In our daily work, we will more or less encounter some data scraping requirements or collecting user reviews during operational activities and data from other vendors during competitive product analysis. When we are preparing to collect data, sometimes we need to scrape the required information on the Internet. However, when we search for relevant web scraping tutorials, most refer to web scrape by python. However, it is pretty tricky for those who are not familiar with programming. Today, I will use the Alteryx Download Tool to call the Domain Developer API to download Sydney suburb real estate data and then use tableau to make a dashboard to display the results.
Two main ways for Web crawlers
- Web scrape through the API provided by the website.
This method is the simplest and most direct way to get the required data by calling the API. The disadvantage of using API is that some websites limit the number and frequency of API calls, and users need to pay to upgrade to advanced users to get more flexible API calls.
- HTML-based data capture
This approach is not like API that has access restrictions. We can get accessing the HTML code of the web page and grabbing the data on the required node from it without restriction. However, another disadvantage of this method is that once a small structural change occurs on the web page, the crawling code may need to be rewritten.
OAuth sets up an authorization layer between the “client” and the “service provider.” The “client” cannot directly login to the “service provider” but can only log in to the authorization layer to distinguish the user from the client. The token used by the “client” to log in to the authorization layer is different from the user’s password. The user can specify the scope and validity period of the authorization layer token when logging in. After the “client” logs in to the authorization layer, the “service provider” will open the user’s stored data to the “client” according to the scope and validity of the token.
- (A) The client asks the user for authorization.
- (B) The user agrees to authorize the client.

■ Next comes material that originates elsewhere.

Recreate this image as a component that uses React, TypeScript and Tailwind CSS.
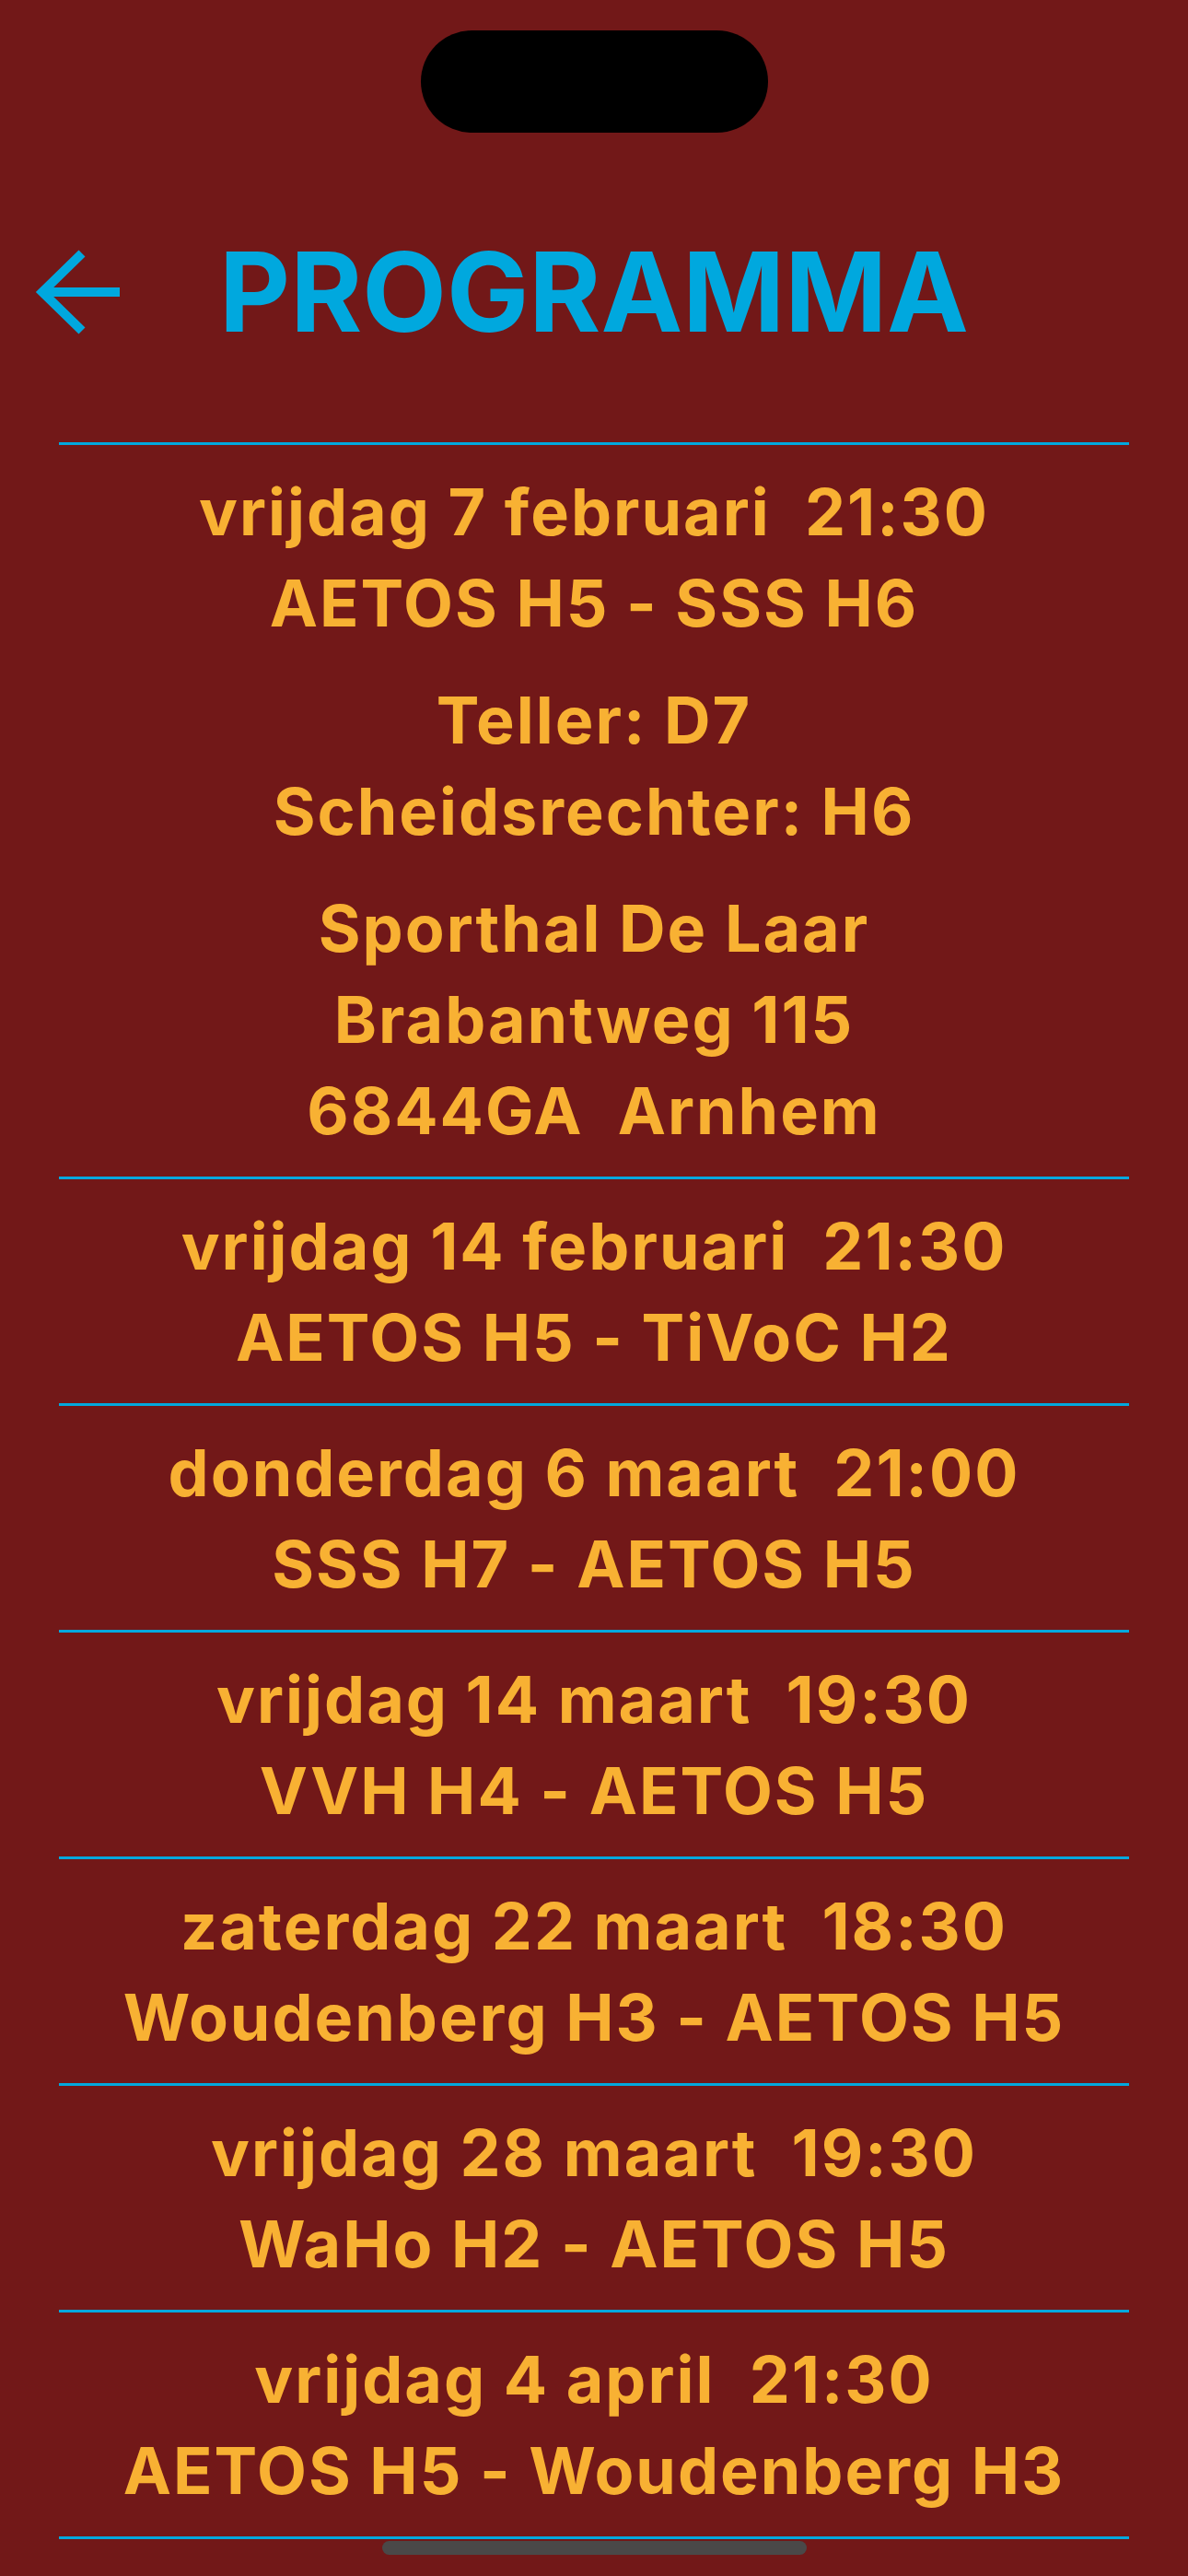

- (C) The client uses the authorization obtained in the previous step to apply for a token from the authentication server.
- (D) After the authentication server authenticates the client, it confirms that it is correct and agrees to issue the token.
- (E) The client uses the token to apply to the resource server for resources.
- (F) The resource server confirms that the token is correct and agrees to open the resource to the client
It is evident that out of the above six steps, step B is the key, that is, how can the user authorize the client. With this authorization, the client can obtain the token and then get resources with the token. OAuth 2.0 defines four authorization methods: Authorization Code, Implicit, Resource owner password credentials, and client credentials.
Domain Developer API Introduction
Domain developer API takes client credentials as an authentication method. According to the API document(https://developer.domain.com.au/docs/v2/getting-started), I need to register an account in advance to obtain user Credentials. After registering a new account and receiving credentials information, I can utilize it to establish the OAuth2.0 authentication process and then call the developer API to download data.
- (A) The client authenticates to the authentication server and requests an access token.
- (B) After the authentication server confirms that it is correct, it provides the client with an access token.
According to the description of the API documentation (https://developer.domain.com.au/docs/v2/apis/pkg_properties_locations/references/suburbperformance_get_bynamedsuburb), I decided to use the following API to obtain suburb property sales data.
- After registering the Domain Developer API, I will get the client credential and then use this client credential to construct HTTP header information.
2. Once I obtain the Token, I can start constructing the field named Authorization: Bearer+Token and then put this field in the HTTP header. The following figure shows a complete API download workflow. Introducing the macro facilitates users to input the client credentials and filter the date range of history real estate data.
- Batch download Sydney suburb real estate sales data
- Then I built my dashboard based on the data download from the API. The dashboard allows users to drill down to investigate the Sydney suburb real estate performance and compare historical performance through multiple dimensions.(dashboard link:https://public.tableau.com/app/profile/gary.li.j.h./viz/SydneyPropertyInsightv1_0/Dashboard)
Mastering the Alteryx Web scraping technique can address most data scraping needs in daily work. Compared with Python Web scraping, the low learning costs of the Alteryx Web scraping technique can significantly save learning time and can help to improve overall work efficiency.